An additional method is to gather more light in each image by using a longer lens with a larger diameter. For example, a 200 mm lens at f/2.8 has an effective light gathering ability 100 times greater than a 20 mm at f/2.8. Therefore, one could in theory shoot single exposures at 200 mm and stitch the images into a mosaic that has the equivalent amount of noise as an image shot at 20 mm at 100 times longer exposure. This is an extreme example, but in practice one might stitch a mosaic of perhaps 9 total images, three rows and three columns, overlapping each by about 20-30%. This would result in a field of view equivalent to a lens that is about half the focal length.

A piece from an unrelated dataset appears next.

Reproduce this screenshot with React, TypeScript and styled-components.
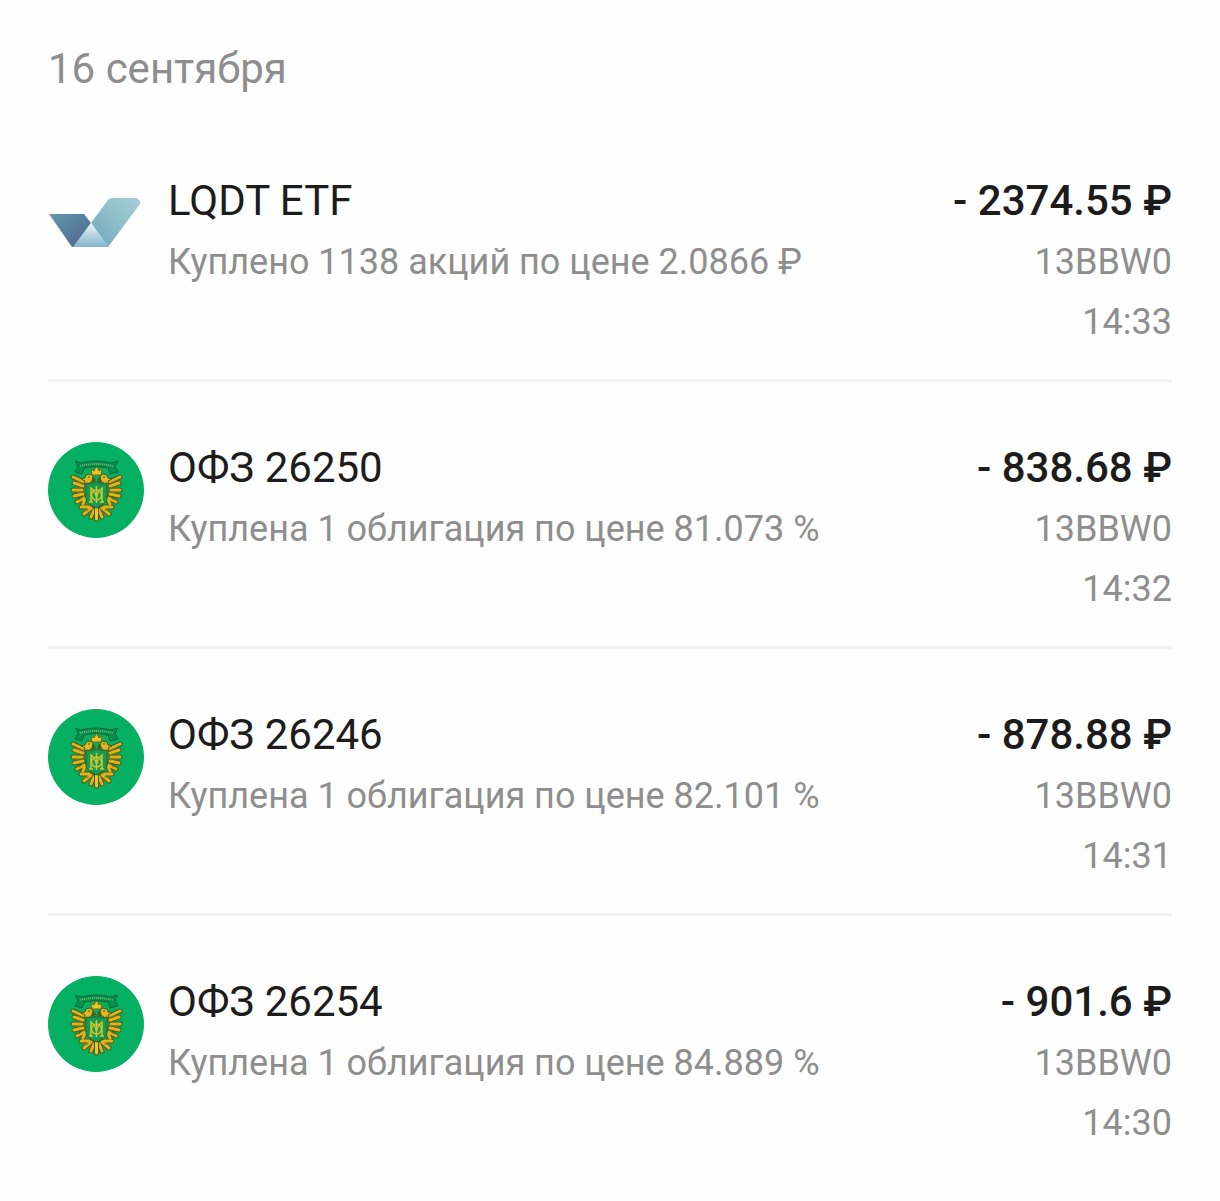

For more detailed information about night-sky photography, see Roger Clark’s website which contains a wealth of useful information: https://clarkvision.com/articles/nightscapes/
Another method is to shoot the landscape before it gets completely dark out, during the so-called “blue hour”, and then blend this with a separate image of the sky taken later in the night. If this doesn’t fit your taste, then I recommend going with one of the previous options. Even capturing a single image of lower-quality will still most likely look great when viewed online or when printed at small to moderate sizes.
A final tip: if you are having trouble focusing in the dark, try to manually focus on a very distant object in live-view, like a street lamp or building light, using the digital zoom to get a close view to make sure the object is sharp. Or, do the same with a bright star, adjusting the focus so that the star’s size is minimized.
To summarize:
- Use a shutter speed that is short enough so that the star’s motion is acceptably small.
- Set the aperture to its lowest value to gather the most light possible.
- Set the ISO to something just below a value that over-exposes the stars so that they maintain their natural color. Don’t worry too much if the images are a bit dark.
- Stack multiple exposures or use a tracker to mitigate noise for extra high quality images from which more detail can be extracted.